Será o caso se houver necessidade de preservar o valor da sociedade-alvo. Esta exceção torna-se facilmente o fruto da árvore proibida, nos processos de concentrações. Efectivamente, apresenta-se como muito tentador para as empresas a utilização desta exceção para começarem, desde logo e de forma aparentemente justificada, a influenciar a tomada de decisões da sociedade que poderão vir a controlar.

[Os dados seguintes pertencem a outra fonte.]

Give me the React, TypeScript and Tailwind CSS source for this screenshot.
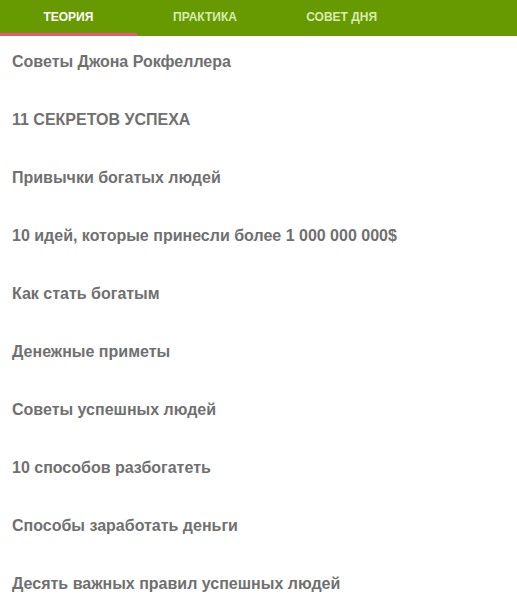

Qual a razão de ser deste regime? Em síntese, a execução não autorizada de uma concentração (ainda que notificada) não só prejudicaria a plena eficácia da decisão do procedimento como também, proventura, o livre jogo da concorrência durante o período que culmina na decisão do procedimento. No caso, por exemplo, a decisão da aquisição da PT Portugal pela Altice foi condicionada à obrigação de a Altice alienar as suas participações de controlo sobre a ONI e a Cabovisão. A Decisão reveste-se ainda de maior interesse por oferecer três grandes exemplos do que são acções com uma influência determinante e que, por contraposição, não são, estritamente, acções para preservar o valor da sociedade-alvo:

  • Possibilidade de a Altice influenciar a nomeação do pessoal superior de gestão da sociedade-alvo;
  • Possibilidade de a Altice influenciar as políticas tarifárias da sociedade-alvo;
  • Possibilidade de a Altice influenciar a sociedade-alvo a celebrar, rescindir ou alterar contratos.

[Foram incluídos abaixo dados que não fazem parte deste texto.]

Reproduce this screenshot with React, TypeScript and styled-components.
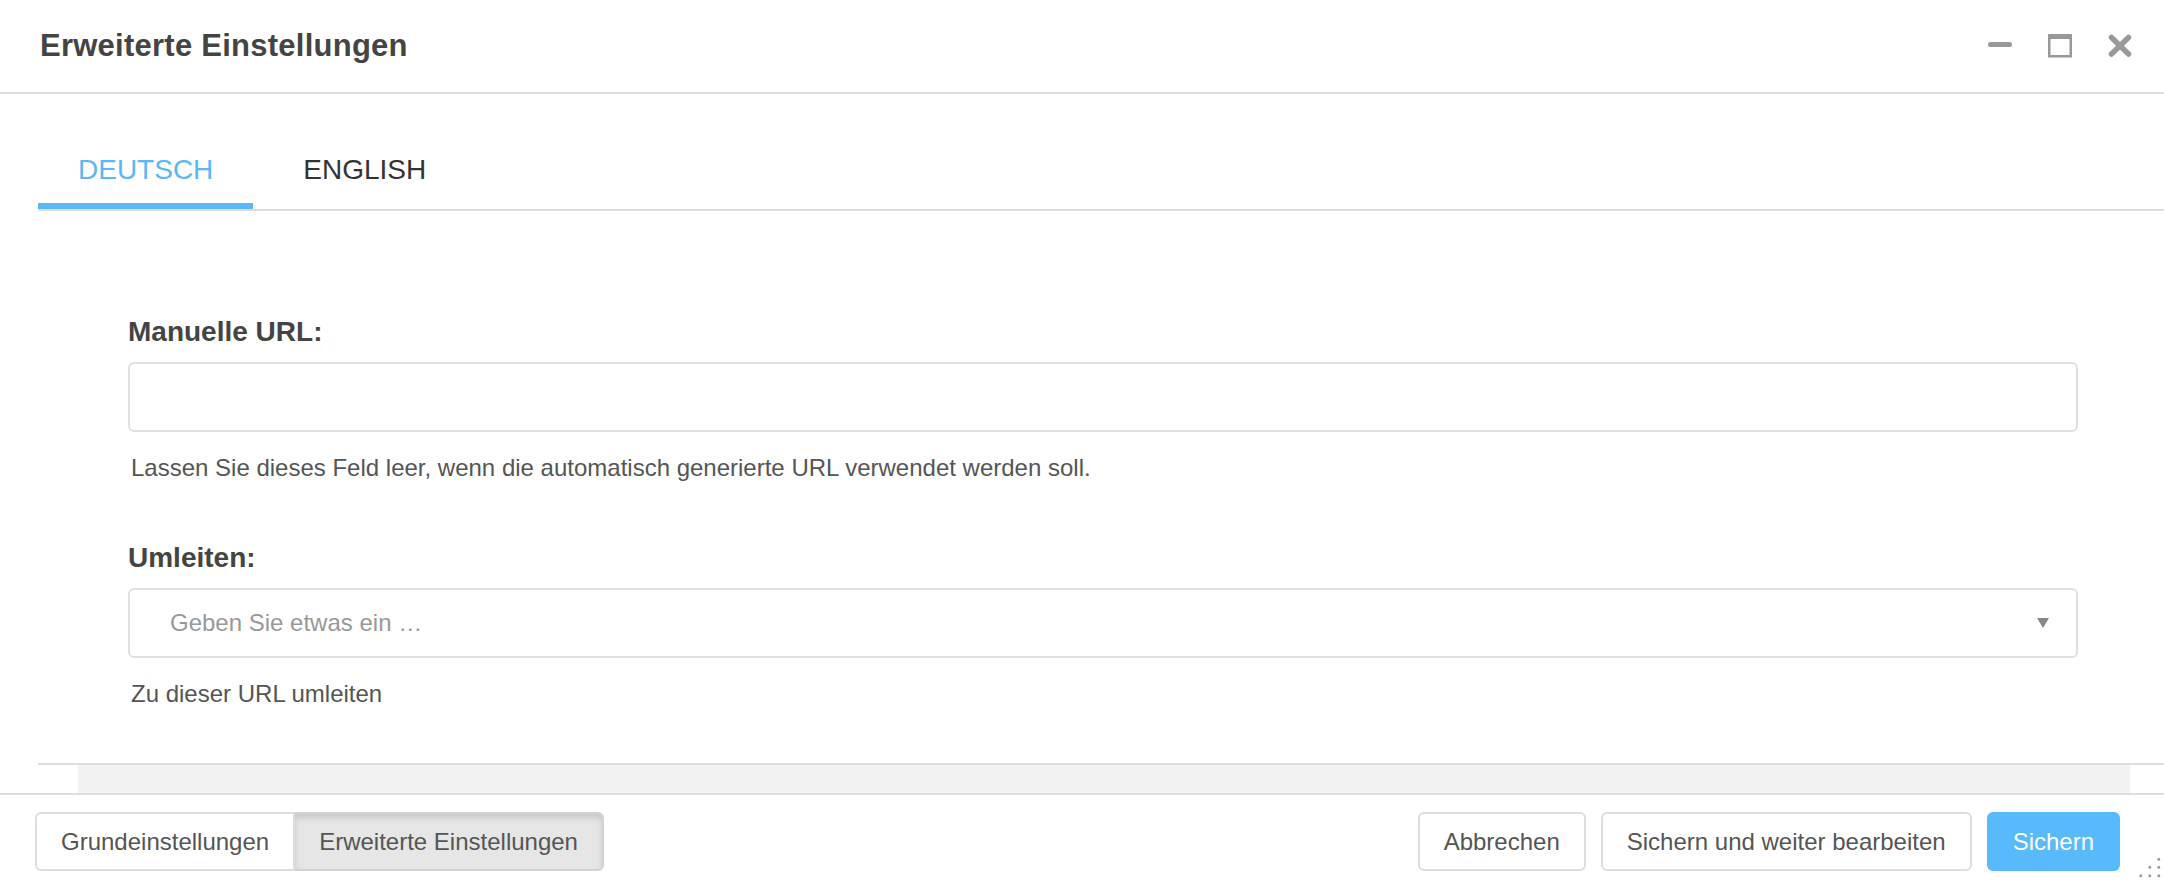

Para a Comissão Europeia, estará demonstrado que a PT Portugal não poderia tomar decisões nestas matérias sem o consentimento prévio da Altice. E as mesmas iam para além daquilo que era necessário para a preservação do valor da sociedade-alvo consubstanciando-se, assim, numa verdadeira concentração não autorizada.

Deve ter-se bem presente que este é um assunto ao qual a Comissão Europeia e as autoridades nacionais da concorrência têm dedicado uma cuidada atenção e encetado esforços redobrados para que os casos já decididos tenham, também, uma forte vertente dissuasora. Neste sentido, torna-se mais do que necessária uma atuação preventiva dos vários stakeholders em operações de concentrações, não só nas fases pré-contratual e contratual (de forma a não incluir disposições que permitam à empresa adquirente exercer uma influência determinante sobre a sociedade-alvo (ou que, incluindo essas disposições contratuais, as mesmas apenas tenham eficácia após a autorização da Comissão), mas também na (não) adopção de determinados comportamentos durante o período em que se aguarda por uma decisão das autoridades competentes que possam vir a ser enquadrados como um exercício de influência determinante.

Conforme o caso que se analisou deixou bastante evidente é preferível aguardar alguns meses pela decisão da Comissão e cumprir, corretamente, com as obrigações de notificação e suspensão do que ficar sujeito ao pagamento de elevadas coimas que podem ir até 10% do volume de negócios da empresa infratora o que pode representar uma verdadeira hecatombe financeira.

A Altice impugnou a decisão da Comissão perante o Tribunal Geral da União Europeia encontrando-se o processo (T-425/18) pendente.